Set task
Only lines holding the string "component" are wanted; copy each one from the material.

↓↓↓

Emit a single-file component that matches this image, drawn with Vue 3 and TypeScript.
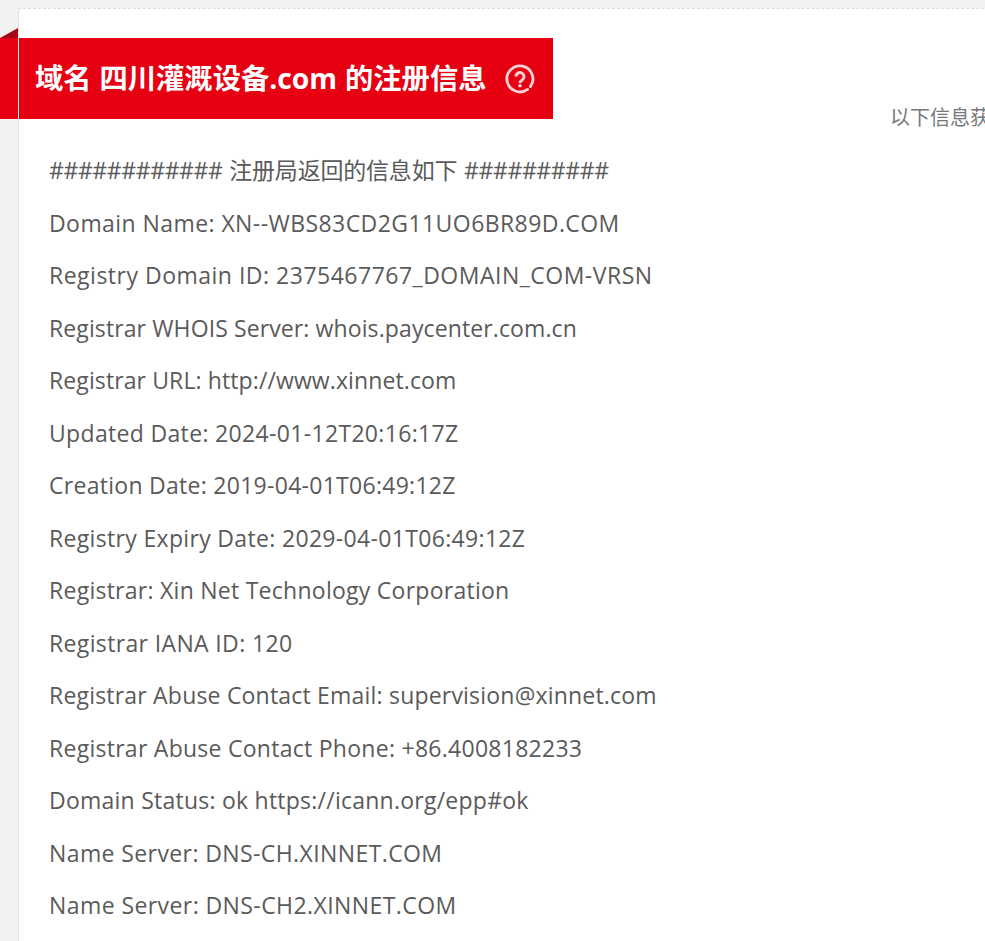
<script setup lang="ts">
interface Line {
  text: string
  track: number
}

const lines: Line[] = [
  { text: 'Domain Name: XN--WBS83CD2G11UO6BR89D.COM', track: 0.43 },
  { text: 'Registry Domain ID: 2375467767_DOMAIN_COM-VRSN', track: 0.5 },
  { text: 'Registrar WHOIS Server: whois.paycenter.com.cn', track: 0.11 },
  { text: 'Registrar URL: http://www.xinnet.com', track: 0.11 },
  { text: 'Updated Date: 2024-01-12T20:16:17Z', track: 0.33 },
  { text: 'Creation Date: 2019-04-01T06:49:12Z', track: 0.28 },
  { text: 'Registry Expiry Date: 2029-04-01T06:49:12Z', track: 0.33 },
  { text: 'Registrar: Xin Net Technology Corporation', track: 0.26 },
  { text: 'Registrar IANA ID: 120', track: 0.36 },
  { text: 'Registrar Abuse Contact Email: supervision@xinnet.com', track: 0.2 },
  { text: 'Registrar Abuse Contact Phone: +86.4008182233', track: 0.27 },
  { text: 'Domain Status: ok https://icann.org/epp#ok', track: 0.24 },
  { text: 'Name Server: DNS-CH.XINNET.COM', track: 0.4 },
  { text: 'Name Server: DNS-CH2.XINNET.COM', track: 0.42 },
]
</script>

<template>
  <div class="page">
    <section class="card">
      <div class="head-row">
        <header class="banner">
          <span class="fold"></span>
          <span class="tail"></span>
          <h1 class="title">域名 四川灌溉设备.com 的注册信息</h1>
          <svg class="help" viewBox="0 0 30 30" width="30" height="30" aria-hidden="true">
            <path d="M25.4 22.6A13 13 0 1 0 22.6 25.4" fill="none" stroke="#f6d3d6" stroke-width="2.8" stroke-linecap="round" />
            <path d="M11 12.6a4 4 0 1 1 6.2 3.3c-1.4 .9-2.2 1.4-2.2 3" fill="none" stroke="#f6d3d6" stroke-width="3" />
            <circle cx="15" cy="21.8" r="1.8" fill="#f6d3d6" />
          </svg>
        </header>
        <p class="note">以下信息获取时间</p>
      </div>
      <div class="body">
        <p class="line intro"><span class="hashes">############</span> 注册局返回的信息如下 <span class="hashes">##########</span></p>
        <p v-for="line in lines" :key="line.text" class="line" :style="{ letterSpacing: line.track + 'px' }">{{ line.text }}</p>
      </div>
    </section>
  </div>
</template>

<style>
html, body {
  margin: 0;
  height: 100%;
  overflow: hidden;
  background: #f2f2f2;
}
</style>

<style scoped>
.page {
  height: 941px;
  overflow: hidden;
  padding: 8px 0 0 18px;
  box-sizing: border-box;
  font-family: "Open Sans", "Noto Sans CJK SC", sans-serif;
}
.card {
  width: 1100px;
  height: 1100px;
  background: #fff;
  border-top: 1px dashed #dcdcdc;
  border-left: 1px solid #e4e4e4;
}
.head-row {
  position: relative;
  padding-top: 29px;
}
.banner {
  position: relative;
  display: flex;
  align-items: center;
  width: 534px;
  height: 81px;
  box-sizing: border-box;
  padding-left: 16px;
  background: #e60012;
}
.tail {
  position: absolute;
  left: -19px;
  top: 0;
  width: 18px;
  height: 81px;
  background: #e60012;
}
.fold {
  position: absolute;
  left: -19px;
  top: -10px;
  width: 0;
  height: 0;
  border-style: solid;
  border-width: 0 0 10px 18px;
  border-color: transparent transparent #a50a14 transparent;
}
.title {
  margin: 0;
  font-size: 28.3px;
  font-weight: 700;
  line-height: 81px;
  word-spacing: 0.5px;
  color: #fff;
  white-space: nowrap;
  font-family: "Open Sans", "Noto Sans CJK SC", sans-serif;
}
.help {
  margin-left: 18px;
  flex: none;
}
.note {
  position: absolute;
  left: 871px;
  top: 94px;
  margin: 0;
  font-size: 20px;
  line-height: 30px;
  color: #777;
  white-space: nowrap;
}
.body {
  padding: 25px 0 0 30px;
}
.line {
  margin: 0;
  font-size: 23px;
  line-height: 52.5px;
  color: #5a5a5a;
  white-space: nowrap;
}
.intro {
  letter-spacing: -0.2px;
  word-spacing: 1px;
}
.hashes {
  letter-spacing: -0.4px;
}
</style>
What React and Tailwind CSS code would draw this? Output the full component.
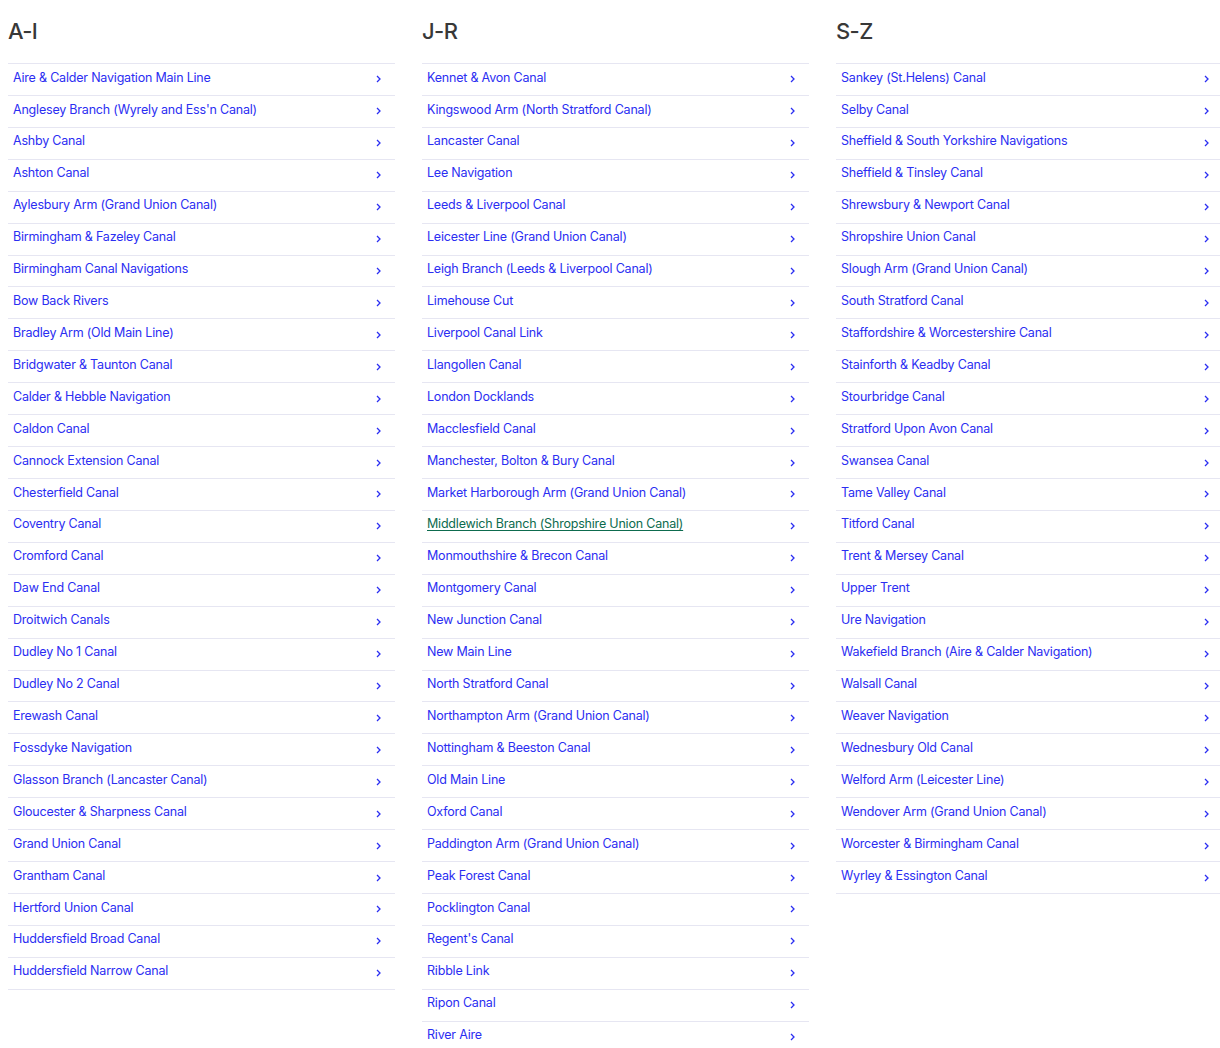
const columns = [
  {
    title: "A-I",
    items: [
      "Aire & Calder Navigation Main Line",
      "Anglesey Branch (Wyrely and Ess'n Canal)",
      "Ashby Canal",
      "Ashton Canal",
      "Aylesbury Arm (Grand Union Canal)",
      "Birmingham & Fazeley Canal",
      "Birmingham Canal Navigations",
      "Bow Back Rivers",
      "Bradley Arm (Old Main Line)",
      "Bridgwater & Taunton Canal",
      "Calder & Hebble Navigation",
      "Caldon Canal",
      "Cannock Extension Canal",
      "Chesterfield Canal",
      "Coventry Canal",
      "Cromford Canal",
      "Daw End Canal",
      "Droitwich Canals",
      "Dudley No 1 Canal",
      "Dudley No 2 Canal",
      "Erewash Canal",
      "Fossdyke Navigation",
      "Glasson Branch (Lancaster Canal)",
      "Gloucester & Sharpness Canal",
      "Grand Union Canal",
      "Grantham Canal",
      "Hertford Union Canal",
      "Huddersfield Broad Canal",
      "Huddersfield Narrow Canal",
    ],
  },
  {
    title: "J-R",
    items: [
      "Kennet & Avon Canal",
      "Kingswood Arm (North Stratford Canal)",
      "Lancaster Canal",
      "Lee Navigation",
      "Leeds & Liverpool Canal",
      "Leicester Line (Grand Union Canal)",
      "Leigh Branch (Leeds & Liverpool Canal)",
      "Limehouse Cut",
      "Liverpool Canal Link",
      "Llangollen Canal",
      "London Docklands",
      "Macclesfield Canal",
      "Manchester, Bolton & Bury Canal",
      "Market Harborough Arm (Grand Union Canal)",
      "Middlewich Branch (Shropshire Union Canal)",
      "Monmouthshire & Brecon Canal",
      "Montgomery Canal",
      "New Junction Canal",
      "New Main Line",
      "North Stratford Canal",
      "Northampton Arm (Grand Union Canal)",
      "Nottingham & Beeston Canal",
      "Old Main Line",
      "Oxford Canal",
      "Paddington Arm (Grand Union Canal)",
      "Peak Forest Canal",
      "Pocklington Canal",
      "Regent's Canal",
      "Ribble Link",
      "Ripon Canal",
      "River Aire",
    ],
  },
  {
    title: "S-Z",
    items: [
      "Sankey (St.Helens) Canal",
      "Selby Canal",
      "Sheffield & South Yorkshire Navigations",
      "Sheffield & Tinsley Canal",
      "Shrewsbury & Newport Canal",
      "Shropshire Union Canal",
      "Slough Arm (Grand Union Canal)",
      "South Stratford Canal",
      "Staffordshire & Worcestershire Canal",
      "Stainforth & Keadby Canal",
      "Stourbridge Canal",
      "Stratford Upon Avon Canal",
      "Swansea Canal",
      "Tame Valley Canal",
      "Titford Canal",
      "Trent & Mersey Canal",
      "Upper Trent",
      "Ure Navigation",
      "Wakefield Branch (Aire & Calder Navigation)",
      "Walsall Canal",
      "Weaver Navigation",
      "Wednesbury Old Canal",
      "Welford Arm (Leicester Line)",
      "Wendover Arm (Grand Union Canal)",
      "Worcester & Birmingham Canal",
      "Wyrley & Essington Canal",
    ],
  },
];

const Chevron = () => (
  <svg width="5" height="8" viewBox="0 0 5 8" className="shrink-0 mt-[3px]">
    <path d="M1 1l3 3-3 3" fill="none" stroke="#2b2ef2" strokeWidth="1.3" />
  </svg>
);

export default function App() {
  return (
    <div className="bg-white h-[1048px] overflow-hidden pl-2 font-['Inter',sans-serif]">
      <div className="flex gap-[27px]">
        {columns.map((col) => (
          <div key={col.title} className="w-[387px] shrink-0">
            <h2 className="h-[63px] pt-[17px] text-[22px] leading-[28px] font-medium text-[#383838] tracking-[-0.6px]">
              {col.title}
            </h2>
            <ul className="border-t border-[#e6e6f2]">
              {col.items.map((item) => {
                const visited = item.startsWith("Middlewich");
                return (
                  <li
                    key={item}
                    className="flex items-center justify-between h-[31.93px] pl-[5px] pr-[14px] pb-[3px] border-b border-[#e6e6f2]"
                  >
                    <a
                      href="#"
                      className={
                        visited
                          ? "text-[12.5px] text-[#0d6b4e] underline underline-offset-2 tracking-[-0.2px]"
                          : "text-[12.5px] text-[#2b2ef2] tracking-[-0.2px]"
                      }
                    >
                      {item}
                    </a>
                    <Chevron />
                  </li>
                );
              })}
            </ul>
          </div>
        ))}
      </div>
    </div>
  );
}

↑↑↑

Response to this task
Emit a single-file component that matches this image, drawn with Vue 3 and TypeScript.
What React and Tailwind CSS code would draw this? Output the full component.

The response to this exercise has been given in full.